(STATED TASK): Copy the listing verbatim, excluding any images found in it.

(SOURCE EXCERPT):
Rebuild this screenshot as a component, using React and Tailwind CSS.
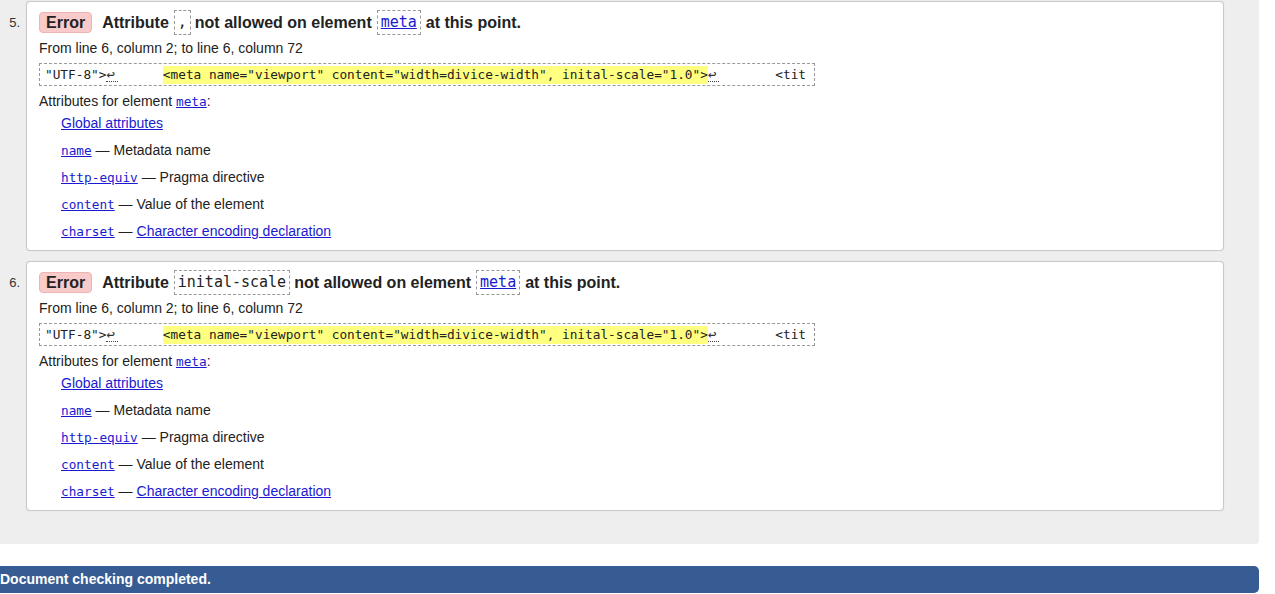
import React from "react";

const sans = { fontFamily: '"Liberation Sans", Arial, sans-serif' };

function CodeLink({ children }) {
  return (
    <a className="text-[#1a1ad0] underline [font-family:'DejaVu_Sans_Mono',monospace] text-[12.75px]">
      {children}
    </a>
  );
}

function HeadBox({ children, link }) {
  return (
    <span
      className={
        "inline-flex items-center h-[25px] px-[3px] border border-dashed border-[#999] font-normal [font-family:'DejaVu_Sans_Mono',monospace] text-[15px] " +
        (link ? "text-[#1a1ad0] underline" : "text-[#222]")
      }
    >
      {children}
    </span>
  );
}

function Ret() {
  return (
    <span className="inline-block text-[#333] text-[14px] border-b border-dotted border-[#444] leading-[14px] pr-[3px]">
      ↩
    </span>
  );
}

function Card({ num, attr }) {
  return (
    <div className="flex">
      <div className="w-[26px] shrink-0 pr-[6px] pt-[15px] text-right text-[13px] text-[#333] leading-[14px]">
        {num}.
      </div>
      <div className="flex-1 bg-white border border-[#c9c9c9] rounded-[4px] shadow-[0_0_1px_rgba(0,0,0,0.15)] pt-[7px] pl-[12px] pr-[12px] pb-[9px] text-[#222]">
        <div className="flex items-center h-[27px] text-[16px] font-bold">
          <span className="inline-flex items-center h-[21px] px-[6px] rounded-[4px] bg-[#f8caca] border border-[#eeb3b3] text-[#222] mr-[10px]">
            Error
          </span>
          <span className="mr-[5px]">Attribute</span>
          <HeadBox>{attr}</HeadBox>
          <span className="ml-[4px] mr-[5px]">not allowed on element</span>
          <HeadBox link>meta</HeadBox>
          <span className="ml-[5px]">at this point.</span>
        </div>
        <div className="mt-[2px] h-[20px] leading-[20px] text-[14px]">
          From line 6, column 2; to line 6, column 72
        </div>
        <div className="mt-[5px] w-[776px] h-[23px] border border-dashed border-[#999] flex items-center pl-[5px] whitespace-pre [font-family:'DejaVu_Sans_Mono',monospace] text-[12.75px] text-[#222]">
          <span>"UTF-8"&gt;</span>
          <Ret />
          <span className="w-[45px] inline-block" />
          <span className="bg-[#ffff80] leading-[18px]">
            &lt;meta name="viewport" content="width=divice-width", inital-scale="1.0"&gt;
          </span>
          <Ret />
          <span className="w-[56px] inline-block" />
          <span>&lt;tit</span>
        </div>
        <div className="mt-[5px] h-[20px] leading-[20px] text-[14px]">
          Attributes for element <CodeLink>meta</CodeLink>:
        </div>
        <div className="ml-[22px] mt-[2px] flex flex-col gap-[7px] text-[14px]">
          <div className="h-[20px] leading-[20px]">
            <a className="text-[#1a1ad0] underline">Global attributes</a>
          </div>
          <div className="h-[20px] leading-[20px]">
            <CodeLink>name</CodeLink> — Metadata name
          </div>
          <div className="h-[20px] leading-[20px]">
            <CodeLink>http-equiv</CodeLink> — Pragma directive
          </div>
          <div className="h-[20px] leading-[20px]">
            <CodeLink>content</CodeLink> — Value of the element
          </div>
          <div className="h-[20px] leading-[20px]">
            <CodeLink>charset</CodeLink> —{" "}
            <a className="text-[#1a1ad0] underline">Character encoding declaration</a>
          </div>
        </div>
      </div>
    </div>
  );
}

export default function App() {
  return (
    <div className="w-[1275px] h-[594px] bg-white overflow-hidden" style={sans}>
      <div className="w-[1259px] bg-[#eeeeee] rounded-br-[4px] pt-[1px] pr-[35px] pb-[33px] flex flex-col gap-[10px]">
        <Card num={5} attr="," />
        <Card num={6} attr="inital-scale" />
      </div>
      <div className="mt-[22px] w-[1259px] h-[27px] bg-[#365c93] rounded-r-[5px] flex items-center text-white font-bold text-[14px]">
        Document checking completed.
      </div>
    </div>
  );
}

(EXERCISE ANSWER):
Rebuild this screenshot as a component, using React and Tailwind CSS.
import React from "react";

const sans = { fontFamily: '"Liberation Sans", Arial, sans-serif' };

function CodeLink({ children }) {
  return (
    <a className="text-[#1a1ad0] underline [font-family:'DejaVu_Sans_Mono',monospace] text-[12.75px]">
      {children}
    </a>
  );
}

function HeadBox({ children, link }) {
  return (
    <span
      className={
        "inline-flex items-center h-[25px] px-[3px] border border-dashed border-[#999] font-normal [font-family:'DejaVu_Sans_Mono',monospace] text-[15px] " +
        (link ? "text-[#1a1ad0] underline" : "text-[#222]")
      }
    >
      {children}
    </span>
  );
}

function Ret() {
  return (
    <span className="inline-block text-[#333] text-[14px] border-b border-dotted border-[#444] leading-[14px] pr-[3px]">
      ↩
    </span>
  );
}

function Card({ num, attr }) {
  return (
    <div className="flex">
      <div className="w-[26px] shrink-0 pr-[6px] pt-[15px] text-right text-[13px] text-[#333] leading-[14px]">
        {num}.
      </div>
      <div className="flex-1 bg-white border border-[#c9c9c9] rounded-[4px] shadow-[0_0_1px_rgba(0,0,0,0.15)] pt-[7px] pl-[12px] pr-[12px] pb-[9px] text-[#222]">
        <div className="flex items-center h-[27px] text-[16px] font-bold">
          <span className="inline-flex items-center h-[21px] px-[6px] rounded-[4px] bg-[#f8caca] border border-[#eeb3b3] text-[#222] mr-[10px]">
            Error
          </span>
          <span className="mr-[5px]">Attribute</span>
          <HeadBox>{attr}</HeadBox>
          <span className="ml-[4px] mr-[5px]">not allowed on element</span>
          <HeadBox link>meta</HeadBox>
          <span className="ml-[5px]">at this point.</span>
        </div>
        <div className="mt-[2px] h-[20px] leading-[20px] text-[14px]">
          From line 6, column 2; to line 6, column 72
        </div>
        <div className="mt-[5px] w-[776px] h-[23px] border border-dashed border-[#999] flex items-center pl-[5px] whitespace-pre [font-family:'DejaVu_Sans_Mono',monospace] text-[12.75px] text-[#222]">
          <span>"UTF-8"&gt;</span>
          <Ret />
          <span className="w-[45px] inline-block" />
          <span className="bg-[#ffff80] leading-[18px]">
            &lt;meta name="viewport" content="width=divice-width", inital-scale="1.0"&gt;
          </span>
          <Ret />
          <span className="w-[56px] inline-block" />
          <span>&lt;tit</span>
        </div>
        <div className="mt-[5px] h-[20px] leading-[20px] text-[14px]">
          Attributes for element <CodeLink>meta</CodeLink>:
        </div>
        <div className="ml-[22px] mt-[2px] flex flex-col gap-[7px] text-[14px]">
          <div className="h-[20px] leading-[20px]">
            <a className="text-[#1a1ad0] underline">Global attributes</a>
          </div>
          <div className="h-[20px] leading-[20px]">
            <CodeLink>name</CodeLink> — Metadata name
          </div>
          <div className="h-[20px] leading-[20px]">
            <CodeLink>http-equiv</CodeLink> — Pragma directive
          </div>
          <div className="h-[20px] leading-[20px]">
            <CodeLink>content</CodeLink> — Value of the element
          </div>
          <div className="h-[20px] leading-[20px]">
            <CodeLink>charset</CodeLink> —{" "}
            <a className="text-[#1a1ad0] underline">Character encoding declaration</a>
          </div>
        </div>
      </div>
    </div>
  );
}

export default function App() {
  return (
    <div className="w-[1275px] h-[594px] bg-white overflow-hidden" style={sans}>
      <div className="w-[1259px] bg-[#eeeeee] rounded-br-[4px] pt-[1px] pr-[35px] pb-[33px] flex flex-col gap-[10px]">
        <Card num={5} attr="," />
        <Card num={6} attr="inital-scale" />
      </div>
      <div className="mt-[22px] w-[1259px] h-[27px] bg-[#365c93] rounded-r-[5px] flex items-center text-white font-bold text-[14px]">
        Document checking completed.
      </div>
    </div>
  );
}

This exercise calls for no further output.